# Exercise directions
Repeat every line of the data exactly, but not the pictures.
--- START Data extract ---
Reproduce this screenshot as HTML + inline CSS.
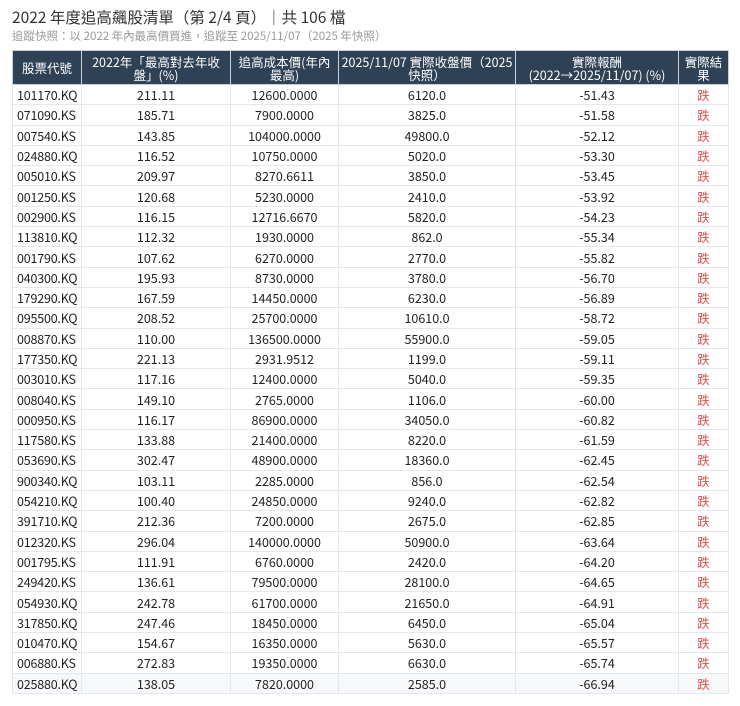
<!DOCTYPE html>
<html><head><meta charset="utf-8"><style>
body{margin:0;background:#fff;font-family:"Noto Sans CJK TC",sans-serif;color:#222;}
h1{position:absolute;left:12px;top:7px;margin:0;font-size:15.5px;font-weight:normal;color:#333;line-height:20px;white-space:nowrap}
.sub{position:absolute;left:12px;top:29px;font-size:11.5px;color:#999;line-height:14px;white-space:nowrap}
table{position:absolute;left:12px;top:50px;border-collapse:collapse;table-layout:fixed;width:716px;font-size:12.5px}
th{background:#2e4155;color:#fff;font-weight:normal;height:33px;padding:0;line-height:13px;border:1px solid #c9d0d8;font-size:12.5px;white-space:nowrap;overflow:hidden}
td{height:19.3px;padding:0 3px;border:1px solid #e4e7eb;text-align:center;line-height:19px;overflow:hidden;white-space:nowrap}
td:first-child{text-align:left;padding-left:4px;letter-spacing:-0.2px}
td:last-child{color:#d9534f}
</style></head><body>
<h1>2022 年度追高飆股清單（第 2/4 頁）｜共 106 檔</h1>
<div class="sub">追蹤快照：以 2022 年內最高價買進，追蹤至 2025/11/07（2025 年快照）</div>
<table>
<colgroup><col style="width:69px"><col style="width:149px"><col style="width:108px"><col style="width:177px"><col style="width:163px"><col style="width:50px"></colgroup>
<tr><th>股票代號</th><th>2022年「最高對去年收<br>盤」(%)</th><th>追高成本價(年內<br>最高)</th><th>2025/11/07 實際收盤價（2025<br>快照）</th><th>實際報酬<br>(2022→2025/11/07) (%)</th><th>實際結<br>果</th></tr>
<tr><td>101170.KQ</td><td>211.11</td><td>12600.0000</td><td>6120.0</td><td>-51.43</td><td>跌</td></tr>
<tr><td>071090.KS</td><td>185.71</td><td>7900.0000</td><td>3825.0</td><td>-51.58</td><td>跌</td></tr>
<tr><td>007540.KS</td><td>143.85</td><td>104000.0000</td><td>49800.0</td><td>-52.12</td><td>跌</td></tr>
<tr><td>024880.KQ</td><td>116.52</td><td>10750.0000</td><td>5020.0</td><td>-53.30</td><td>跌</td></tr>
<tr><td>005010.KS</td><td>209.97</td><td>8270.6611</td><td>3850.0</td><td>-53.45</td><td>跌</td></tr>
<tr><td>001250.KS</td><td>120.68</td><td>5230.0000</td><td>2410.0</td><td>-53.92</td><td>跌</td></tr>
<tr><td>002900.KS</td><td>116.15</td><td>12716.6670</td><td>5820.0</td><td>-54.23</td><td>跌</td></tr>
<tr><td>113810.KQ</td><td>112.32</td><td>1930.0000</td><td>862.0</td><td>-55.34</td><td>跌</td></tr>
<tr><td>001790.KS</td><td>107.62</td><td>6270.0000</td><td>2770.0</td><td>-55.82</td><td>跌</td></tr>
<tr><td>040300.KQ</td><td>195.93</td><td>8730.0000</td><td>3780.0</td><td>-56.70</td><td>跌</td></tr>
<tr><td>179290.KQ</td><td>167.59</td><td>14450.0000</td><td>6230.0</td><td>-56.89</td><td>跌</td></tr>
<tr><td>095500.KQ</td><td>208.52</td><td>25700.0000</td><td>10610.0</td><td>-58.72</td><td>跌</td></tr>
<tr><td>008870.KS</td><td>110.00</td><td>136500.0000</td><td>55900.0</td><td>-59.05</td><td>跌</td></tr>
<tr><td>177350.KQ</td><td>221.13</td><td>2931.9512</td><td>1199.0</td><td>-59.11</td><td>跌</td></tr>
<tr><td>003010.KS</td><td>117.16</td><td>12400.0000</td><td>5040.0</td><td>-59.35</td><td>跌</td></tr>
<tr><td>008040.KS</td><td>149.10</td><td>2765.0000</td><td>1106.0</td><td>-60.00</td><td>跌</td></tr>
<tr><td>000950.KS</td><td>116.17</td><td>86900.0000</td><td>34050.0</td><td>-60.82</td><td>跌</td></tr>
<tr><td>117580.KS</td><td>133.88</td><td>21400.0000</td><td>8220.0</td><td>-61.59</td><td>跌</td></tr>
<tr><td>053690.KS</td><td>302.47</td><td>48900.0000</td><td>18360.0</td><td>-62.45</td><td>跌</td></tr>
<tr><td>900340.KQ</td><td>103.11</td><td>2285.0000</td><td>856.0</td><td>-62.54</td><td>跌</td></tr>
<tr><td>054210.KQ</td><td>100.40</td><td>24850.0000</td><td>9240.0</td><td>-62.82</td><td>跌</td></tr>
<tr><td>391710.KQ</td><td>212.36</td><td>7200.0000</td><td>2675.0</td><td>-62.85</td><td>跌</td></tr>
<tr><td>012320.KS</td><td>296.04</td><td>140000.0000</td><td>50900.0</td><td>-63.64</td><td>跌</td></tr>
<tr><td>001795.KS</td><td>111.91</td><td>6760.0000</td><td>2420.0</td><td>-64.20</td><td>跌</td></tr>
<tr><td>249420.KS</td><td>136.61</td><td>79500.0000</td><td>28100.0</td><td>-64.65</td><td>跌</td></tr>
<tr><td>054930.KQ</td><td>242.78</td><td>61700.0000</td><td>21650.0</td><td>-64.91</td><td>跌</td></tr>
<tr><td>317850.KQ</td><td>247.46</td><td>18450.0000</td><td>6450.0</td><td>-65.04</td><td>跌</td></tr>
<tr><td>010470.KQ</td><td>154.67</td><td>16350.0000</td><td>5630.0</td><td>-65.57</td><td>跌</td></tr>
<tr><td>006880.KS</td><td>272.83</td><td>19350.0000</td><td>6630.0</td><td>-65.74</td><td>跌</td></tr>
<tr style="background:#f7f8fa"><td>025880.KQ</td><td>138.05</td><td>7820.0000</td><td>2585.0</td><td>-66.94</td><td>跌</td></tr>
</table>
</body></html>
--- END Data extract ---
# Reply to the task
Reproduce this screenshot as HTML + inline CSS.
<!DOCTYPE html>
<html><head><meta charset="utf-8"><style>
body{margin:0;background:#fff;font-family:"Noto Sans CJK TC",sans-serif;color:#222;}
h1{position:absolute;left:12px;top:7px;margin:0;font-size:15.5px;font-weight:normal;color:#333;line-height:20px;white-space:nowrap}
.sub{position:absolute;left:12px;top:29px;font-size:11.5px;color:#999;line-height:14px;white-space:nowrap}
table{position:absolute;left:12px;top:50px;border-collapse:collapse;table-layout:fixed;width:716px;font-size:12.5px}
th{background:#2e4155;color:#fff;font-weight:normal;height:33px;padding:0;line-height:13px;border:1px solid #c9d0d8;font-size:12.5px;white-space:nowrap;overflow:hidden}
td{height:19.3px;padding:0 3px;border:1px solid #e4e7eb;text-align:center;line-height:19px;overflow:hidden;white-space:nowrap}
td:first-child{text-align:left;padding-left:4px;letter-spacing:-0.2px}
td:last-child{color:#d9534f}
</style></head><body>
<h1>2022 年度追高飆股清單（第 2/4 頁）｜共 106 檔</h1>
<div class="sub">追蹤快照：以 2022 年內最高價買進，追蹤至 2025/11/07（2025 年快照）</div>
<table>
<colgroup><col style="width:69px"><col style="width:149px"><col style="width:108px"><col style="width:177px"><col style="width:163px"><col style="width:50px"></colgroup>
<tr><th>股票代號</th><th>2022年「最高對去年收<br>盤」(%)</th><th>追高成本價(年內<br>最高)</th><th>2025/11/07 實際收盤價（2025<br>快照）</th><th>實際報酬<br>(2022→2025/11/07) (%)</th><th>實際結<br>果</th></tr>
<tr><td>101170.KQ</td><td>211.11</td><td>12600.0000</td><td>6120.0</td><td>-51.43</td><td>跌</td></tr>
<tr><td>071090.KS</td><td>185.71</td><td>7900.0000</td><td>3825.0</td><td>-51.58</td><td>跌</td></tr>
<tr><td>007540.KS</td><td>143.85</td><td>104000.0000</td><td>49800.0</td><td>-52.12</td><td>跌</td></tr>
<tr><td>024880.KQ</td><td>116.52</td><td>10750.0000</td><td>5020.0</td><td>-53.30</td><td>跌</td></tr>
<tr><td>005010.KS</td><td>209.97</td><td>8270.6611</td><td>3850.0</td><td>-53.45</td><td>跌</td></tr>
<tr><td>001250.KS</td><td>120.68</td><td>5230.0000</td><td>2410.0</td><td>-53.92</td><td>跌</td></tr>
<tr><td>002900.KS</td><td>116.15</td><td>12716.6670</td><td>5820.0</td><td>-54.23</td><td>跌</td></tr>
<tr><td>113810.KQ</td><td>112.32</td><td>1930.0000</td><td>862.0</td><td>-55.34</td><td>跌</td></tr>
<tr><td>001790.KS</td><td>107.62</td><td>6270.0000</td><td>2770.0</td><td>-55.82</td><td>跌</td></tr>
<tr><td>040300.KQ</td><td>195.93</td><td>8730.0000</td><td>3780.0</td><td>-56.70</td><td>跌</td></tr>
<tr><td>179290.KQ</td><td>167.59</td><td>14450.0000</td><td>6230.0</td><td>-56.89</td><td>跌</td></tr>
<tr><td>095500.KQ</td><td>208.52</td><td>25700.0000</td><td>10610.0</td><td>-58.72</td><td>跌</td></tr>
<tr><td>008870.KS</td><td>110.00</td><td>136500.0000</td><td>55900.0</td><td>-59.05</td><td>跌</td></tr>
<tr><td>177350.KQ</td><td>221.13</td><td>2931.9512</td><td>1199.0</td><td>-59.11</td><td>跌</td></tr>
<tr><td>003010.KS</td><td>117.16</td><td>12400.0000</td><td>5040.0</td><td>-59.35</td><td>跌</td></tr>
<tr><td>008040.KS</td><td>149.10</td><td>2765.0000</td><td>1106.0</td><td>-60.00</td><td>跌</td></tr>
<tr><td>000950.KS</td><td>116.17</td><td>86900.0000</td><td>34050.0</td><td>-60.82</td><td>跌</td></tr>
<tr><td>117580.KS</td><td>133.88</td><td>21400.0000</td><td>8220.0</td><td>-61.59</td><td>跌</td></tr>
<tr><td>053690.KS</td><td>302.47</td><td>48900.0000</td><td>18360.0</td><td>-62.45</td><td>跌</td></tr>
<tr><td>900340.KQ</td><td>103.11</td><td>2285.0000</td><td>856.0</td><td>-62.54</td><td>跌</td></tr>
<tr><td>054210.KQ</td><td>100.40</td><td>24850.0000</td><td>9240.0</td><td>-62.82</td><td>跌</td></tr>
<tr><td>391710.KQ</td><td>212.36</td><td>7200.0000</td><td>2675.0</td><td>-62.85</td><td>跌</td></tr>
<tr><td>012320.KS</td><td>296.04</td><td>140000.0000</td><td>50900.0</td><td>-63.64</td><td>跌</td></tr>
<tr><td>001795.KS</td><td>111.91</td><td>6760.0000</td><td>2420.0</td><td>-64.20</td><td>跌</td></tr>
<tr><td>249420.KS</td><td>136.61</td><td>79500.0000</td><td>28100.0</td><td>-64.65</td><td>跌</td></tr>
<tr><td>054930.KQ</td><td>242.78</td><td>61700.0000</td><td>21650.0</td><td>-64.91</td><td>跌</td></tr>
<tr><td>317850.KQ</td><td>247.46</td><td>18450.0000</td><td>6450.0</td><td>-65.04</td><td>跌</td></tr>
<tr><td>010470.KQ</td><td>154.67</td><td>16350.0000</td><td>5630.0</td><td>-65.57</td><td>跌</td></tr>
<tr><td>006880.KS</td><td>272.83</td><td>19350.0000</td><td>6630.0</td><td>-65.74</td><td>跌</td></tr>
<tr style="background:#f7f8fa"><td>025880.KQ</td><td>138.05</td><td>7820.0000</td><td>2585.0</td><td>-66.94</td><td>跌</td></tr>
</table>
</body></html>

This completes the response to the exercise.